Third claim: because both subagents act-as-though the button state is not causally downstream of anything else in the universe, the agent will not attempt to manipulate the button state.
I disagree.
Suppose there is a paperclip lottery, if the AI wins, it gets loads of clips, and it becomes harder to shut down.
The AI has been entered by someone else, not playing isn’t an option.
Both subagents imagine a plan to make sure that, if they win, the button isn’t pressed.
To the paperclip AI, this is a good deal. The conditional expectation acts as a sort of average of all scenarios where the button isn’t pressed. And this scenario has more clips than most, so increases the average.
For the shutdown AI, this is an unusually bad scenario, and taking it out of their expectation also increases conditional expected utility.
So both subagents agree on a plan that conditionally manipulates the button.
Both subagents imagine a plan to make sure that, if they win, the button isn’t pressed.
I’m not seeing how it is possible for the agents to imagine that? Both of them expect that they have no influence whatsoever over whether the button is pressed, because there’s nothing in their decision-driving models which is causally upstream of the button.
There is no “AI gets control of button” option, from the perspective of either subagent. Both agents would look at option c, stick it into their do()-op on button state, and then act-as-though option C would not give any control at all over the button state.
I think you are attempting to do the math as though the do()-op were instead just a standard conditional (i.e. EDT-style rather than CDT-style)?
Yes. I was assuming a standard conditional for the button.
I can’t currently see any flaws with the CDT style. Other than.
Subagents believe in a world where buttons magically press themselves. So this design can’t make coherent statements about the probabilty that the button will be pressed. (one AI believes it’s 1, the other that it’s 0).
These AI’s have no incentive to give humans access to the button. To the AI’s, they have a magic button, that might or might not magically press its self. The AI’s have a lot of utility bet on that button. Is that button going to end up in a high security vault, surrounded by sensors and no humans. Both AI’s would like that very much. The AI’s have 0 concern about human’s pressing the button. But the AI’s have lots of concern about humans hiding the button. This design Really wants to know if the button magically presses itself. Humans could cut the wires, could stand between the button and the camera, etc.
I disagree.
Suppose there is a paperclip lottery, if the AI wins, it gets loads of clips, and it becomes harder to shut down.

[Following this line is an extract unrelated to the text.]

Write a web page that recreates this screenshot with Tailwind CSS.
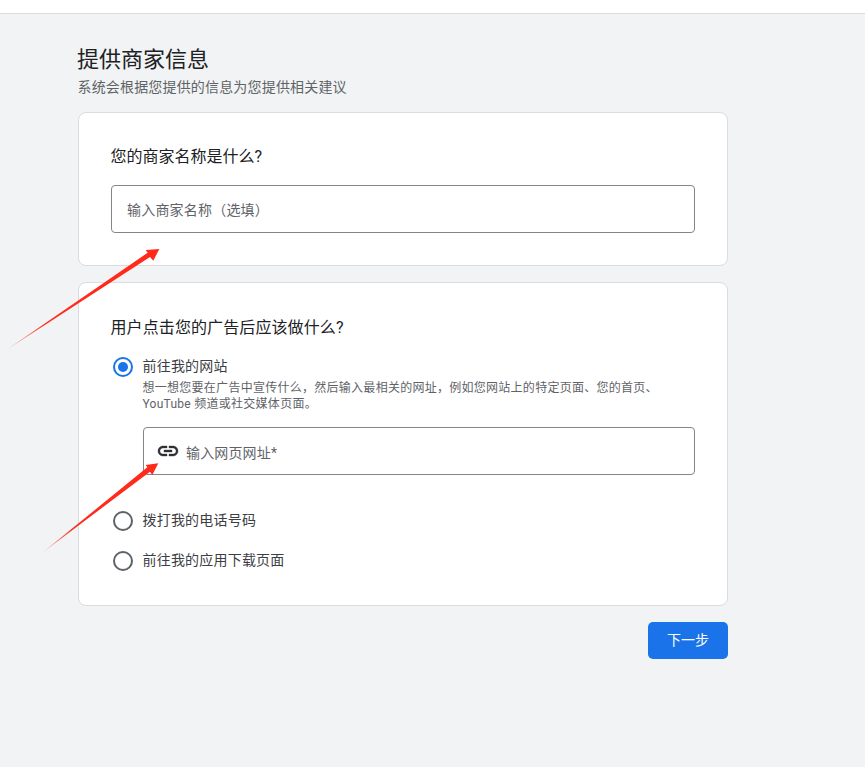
<!DOCTYPE html>
<html lang="zh-CN">
<head>
<meta charset="utf-8">
<script src="https://cdn.jsdelivr.net/npm/@tailwindcss/browser@4"></script>
<title>提供商家信息</title>
</head>
<body class="relative h-[767px] w-[865px] overflow-hidden bg-[#f1f3f4] font-['Roboto','Noto_Sans_CJK_SC',sans-serif] text-[#202124]">
<div class="h-[14px] border-b border-[#dadce0] bg-white"></div>
<main class="ml-[78px] w-[650px] pt-[32px]">
  <h1 class="h-[28px] -translate-x-[1px] text-[22px] leading-[28px] font-normal">提供商家信息</h1>
  <p class="mt-[3px] h-[20px] -translate-x-[0.5px] text-[14px] leading-[20px] tracking-[0.17px] text-[#5f6368]">系统会根据您提供的信息为您提供相关建议</p>
  <section class="mt-[15px] h-[154px] rounded-lg border border-[#dadce0] bg-white pl-[32px] pr-[32px] pt-[32px]">
    <h2 class="h-[24px] -translate-x-[0.5px] text-[16px] leading-[24px] font-normal">您的商家名称是什么?</h2>
    <div class="mt-[16px] flex h-[48px] items-center rounded border border-[#80868b] px-[15px] pt-[3px] text-[14px] tracking-[0.2px] text-[#5f6368]">输入商家名称（选填）</div>
  </section>
  <section class="mt-[16px] h-[324px] rounded-lg border border-[#dadce0] bg-white pl-[32px] pr-[32px] pt-[33px]">
    <h2 class="h-[24px] -translate-x-[0.5px] text-[16px] leading-[24px] tracking-[0.1px] font-normal">用户点击您的广告后应该做什么?</h2>
    <div class="mt-[16px] flex gap-[9.5px] pl-[2px]">
      <span class="mt-[1px] flex h-[20px] w-[20px] shrink-0 items-center justify-center rounded-full border-[2.5px] border-[#1a73e8]"><span class="h-[10px] w-[10px] rounded-full bg-[#1a73e8]"></span></span>
      <div>
        <div class="h-[20px] text-[14px] leading-[20px] tracking-[0.2px] text-[#3c4043]">前往我的网站</div>
        <p class="mt-[4px] w-[530px] text-[12px] leading-[16px] tracking-[0.27px] text-[#5f6368]">想一想您要在广告中宣传什么，然后输入最相关的网址，例如您网站上的特定页面、您的首页、YouTube 频道或社交媒体页面。</p>
      </div>
    </div>
    <div class="ml-[32px] mt-[15px] flex h-[48px] items-center gap-[6px] rounded border border-[#80868b] pl-[12px] text-[14px] text-[#5f6368]">
      <svg class="h-[24px] w-[24px] shrink-0" viewBox="0 0 24 24" fill="#303134" stroke="#303134" stroke-width="0.4"><path d="M3.9 12c0-1.71 1.39-3.1 3.1-3.1h4V7H7c-2.76 0-5 2.24-5 5s2.24 5 5 5h4v-1.9H7c-1.71 0-3.1-1.39-3.1-3.1zM8 13h8v-2H8v2zm9-6h-4v1.9h4c1.71 0 3.1 1.39 3.1 3.1s-1.39 3.1-3.1 3.1h-4V17h4c2.76 0 5-2.24 5-5s-2.24-5-5-5z"/></svg>
      <span class="pt-[4px] tracking-[0.15px]">输入网页网址*</span>
    </div>
    <div class="mt-[35px] flex h-[20px] items-center gap-[9.5px] pl-[2px] text-[14px] tracking-[0.2px] text-[#3c4043]">
      <span class="h-[20px] w-[20px] shrink-0 translate-y-[1px] rounded-full border-[2.5px] border-[#5f6368]"></span>
      <span>拨打我的电话号码</span>
    </div>
    <div class="mt-[20px] flex h-[20px] items-center gap-[9.5px] pl-[2px] text-[14px] tracking-[0.2px] text-[#3c4043]">
      <span class="h-[20px] w-[20px] shrink-0 translate-y-[1px] rounded-full border-[2.5px] border-[#5f6368]"></span>
      <span>前往我的应用下载页面</span>
    </div>
  </section>
  <div class="mt-[16px] flex justify-end">
    <button class="h-[37px] w-[80px] rounded-[5px] bg-[#1a73e8] text-[14px] text-white">下一步</button>
  </div>
</main>
<svg class="absolute left-0 top-0 h-[767px] w-[865px]" viewBox="0 0 865 767">
  <defs>
    <linearGradient id="a1" gradientUnits="userSpaceOnUse" x1="8" y1="349" x2="160" y2="248"><stop offset="0" stop-color="#ff2a1a" stop-opacity="0.4"/><stop offset="0.25" stop-color="#ff2a1a"/></linearGradient>
    <linearGradient id="a2" gradientUnits="userSpaceOnUse" x1="44" y1="551" x2="158" y2="462"><stop offset="0" stop-color="#ff2a1a" stop-opacity="0.4"/><stop offset="0.25" stop-color="#ff2a1a"/></linearGradient>
  </defs>
  <path fill="url(#a1)" d="M7 349.5 L147.7 252.7 L145.7 250 L159.3 249 L153.3 260.7 L150 257 Z"/>
  <path fill="url(#a2)" d="M42 553 L147.3 467.3 L145.7 465 L158.3 463.3 L152.3 475 L150 471.7 Z"/>
</svg>
</body>
</html>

The AI has been entered by someone else, not playing isn’t an option.
Both subagents imagine a plan to make sure that, if they win, the button isn’t pressed.
To the paperclip AI, this is a good deal. The conditional expectation acts as a sort of average of all scenarios where the button isn’t pressed. And this scenario has more clips than most, so increases the average.
For the shutdown AI, this is an unusually bad scenario, and taking it out of their expectation also increases conditional expected utility.
So both subagents agree on a plan that conditionally manipulates the button.
I’m not seeing how it is possible for the agents to imagine that? Both of them expect that they have no influence whatsoever over whether the button is pressed, because there’s nothing in their decision-driving models which is causally upstream of the button.
Suppose these 3 scenarios are judged as equally likely.
A) Button pressed. U_1=U_2=0
B) Button not pressed. U_1=U_2=0
C) AI gets control of button. U_1=6, U_2=-6
Suppose both agents agree that in option C, they should press the button. (this is the only 1 bit of influence they have in this toy problem)
Then agent 1 has a “certainty” of B. E(U_1|not pressed)=E(U_1|B)=0
Agent 2 has remaining uncertainty E(U_2|pressed)=1/2(E(U_2|A)+E(U_2|C))=1/2(0+-6)=-3
Change it around, make AI decide not to press the button in case C, and
E(U_1|not pressed)=3, E(U_2|pressed)=0.
There is no “AI gets control of button” option, from the perspective of either subagent. Both agents would look at option c, stick it into their do()-op on button state, and then act-as-though option C would not give any control at all over the button state.
I think you are attempting to do the math as though the do()-op were instead just a standard conditional (i.e. EDT-style rather than CDT-style)?
Yes. I was assuming a standard conditional for the button.
I can’t currently see any flaws with the CDT style. Other than.
Subagents believe in a world where buttons magically press themselves. So this design can’t make coherent statements about the probabilty that the button will be pressed. (one AI believes it’s 1, the other that it’s 0).
These AI’s have no incentive to give humans access to the button. To the AI’s, they have a magic button, that might or might not magically press its self. The AI’s have a lot of utility bet on that button. Is that button going to end up in a high security vault, surrounded by sensors and no humans. Both AI’s would like that very much. The AI’s have 0 concern about human’s pressing the button. But the AI’s have lots of concern about humans hiding the button. This design Really wants to know if the button magically presses itself. Humans could cut the wires, could stand between the button and the camera, etc.